What about a self leveling topping?

I did repairs on a new building with terrible deflection problems. We ended up using 1" and 2" styrofoam as a base filler (to lighten up dead load) and pouring about 3/4" of gypcrete over the top. It stiffened up the floors and added some nice sound proofing as a by product.

Yes, you would lose the original hardwoods (which seem to be all the rage thanks to HGTV). You would also need to verify the existing joists.

Adding or cutting in intermediate beams would be an ugly, difficult and possibly unsuccessful endeavor.

Jacking up wood floors in my opinion just crushes the wood. The pressure ends up being too much.
 
If you end up going down the jacking road, remove the sheathing from partitions parallel to the joist span will help. They are going to crack to all heck anyway so might as well remove/replace the sheathing anyway and help the jacking process. I don't see jacking 100 years of creep out in a week or two either. You will definitely need to sister each joist when things are done.
 
I always specify that the existing joists be notched at least 50% thru in at least three places along the span prior to jacking and sistering. This allows them to jack easily to nearly straight and does not stress out the sister joists having to deal with the joist wanting to return to its creeped, deflected shape.
 
If the structure is adequate I think it should be left alone. If deficient, then obviously it needs to be repaired. These owners should not be looking at an old structure if they cannot appreciate the character they bring. Removing a 100yr old wood floor should not be an option. One cannot find that wood quality anymore.

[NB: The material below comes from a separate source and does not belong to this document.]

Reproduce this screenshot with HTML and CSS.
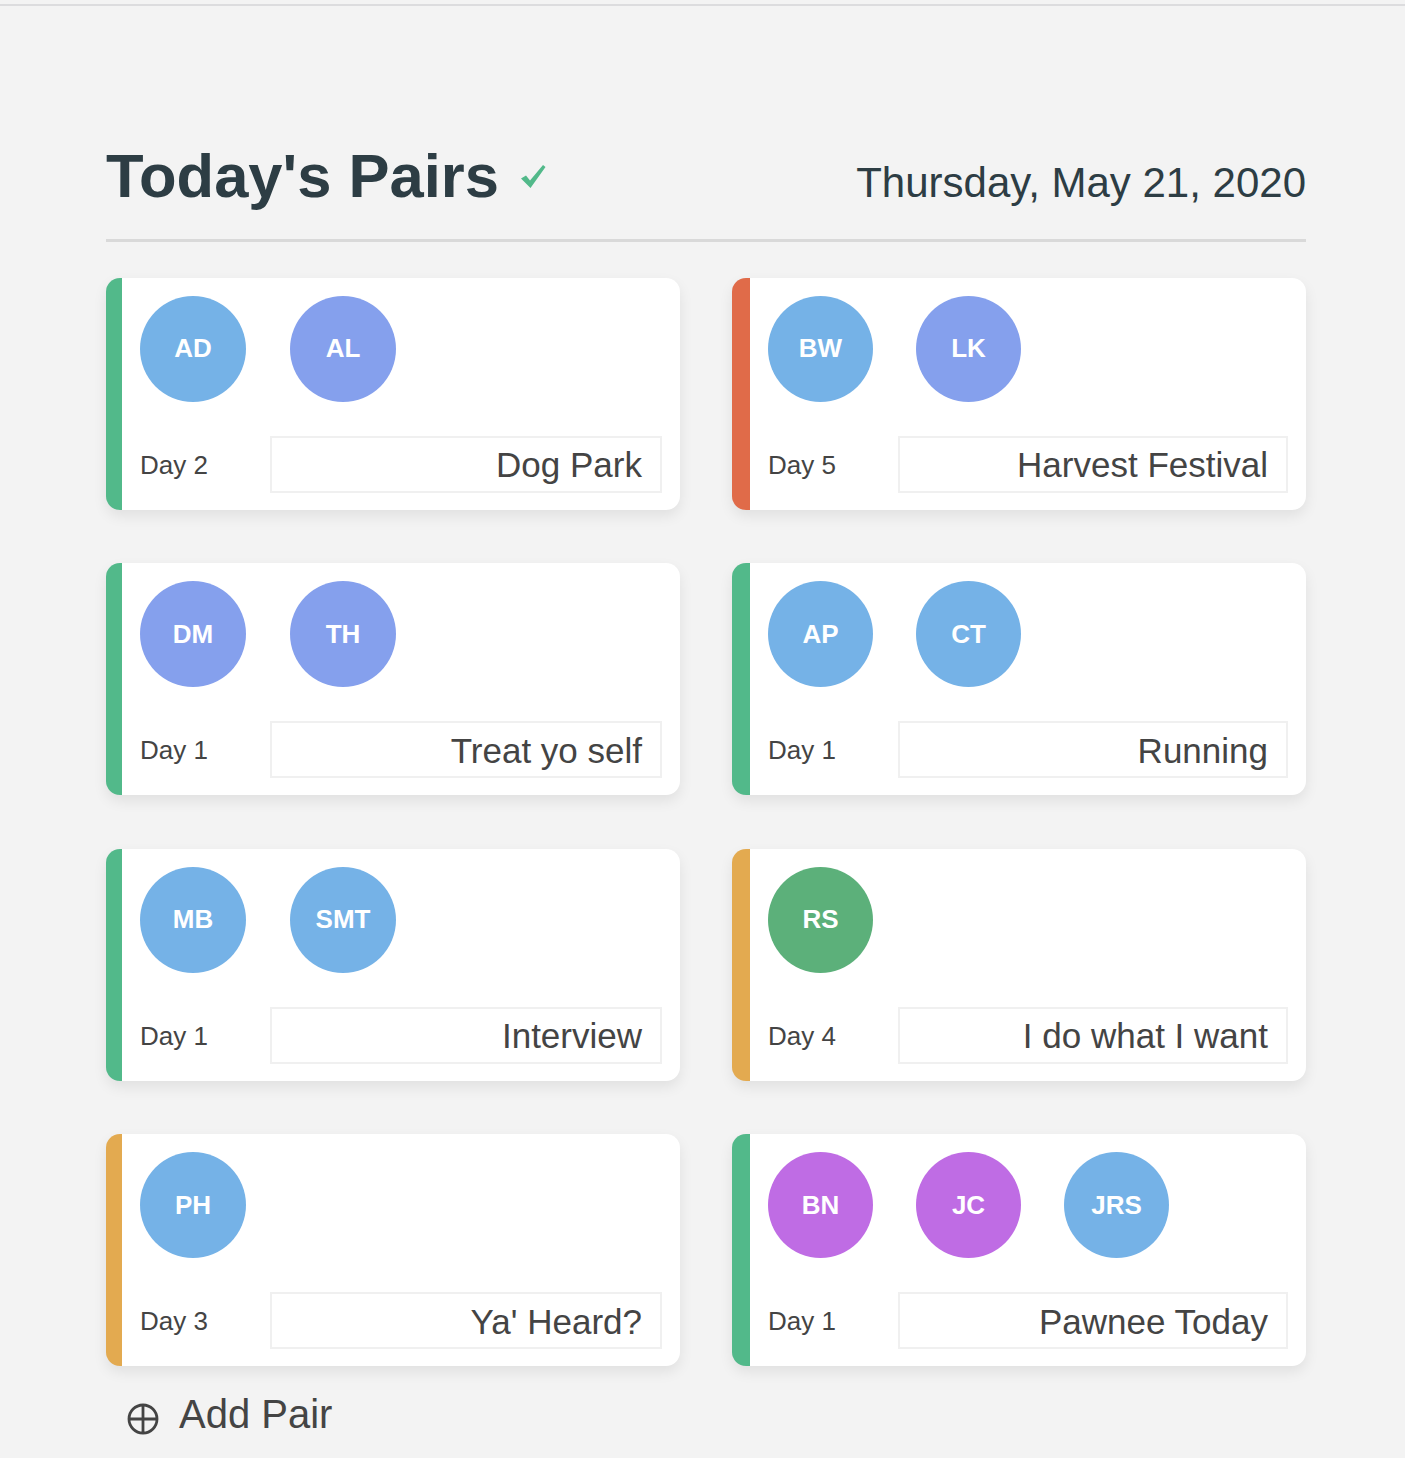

The creaking and groaning this old bldg will make when one tries to overcome the permanent set would be quite impressive. We jacked up a 50yr old train station a few years ago now that had settled 4" due to a deficient foundation. It was quite the project, but that was a easier case than this because that building merely rotated. This situation is more complicated.
 
Brad, I'm with you that it should be left alone. Now at least I know I wasn't missing something about how difficult their ideas would be.

Cheers, y'all.

Please remember: we're not all guys!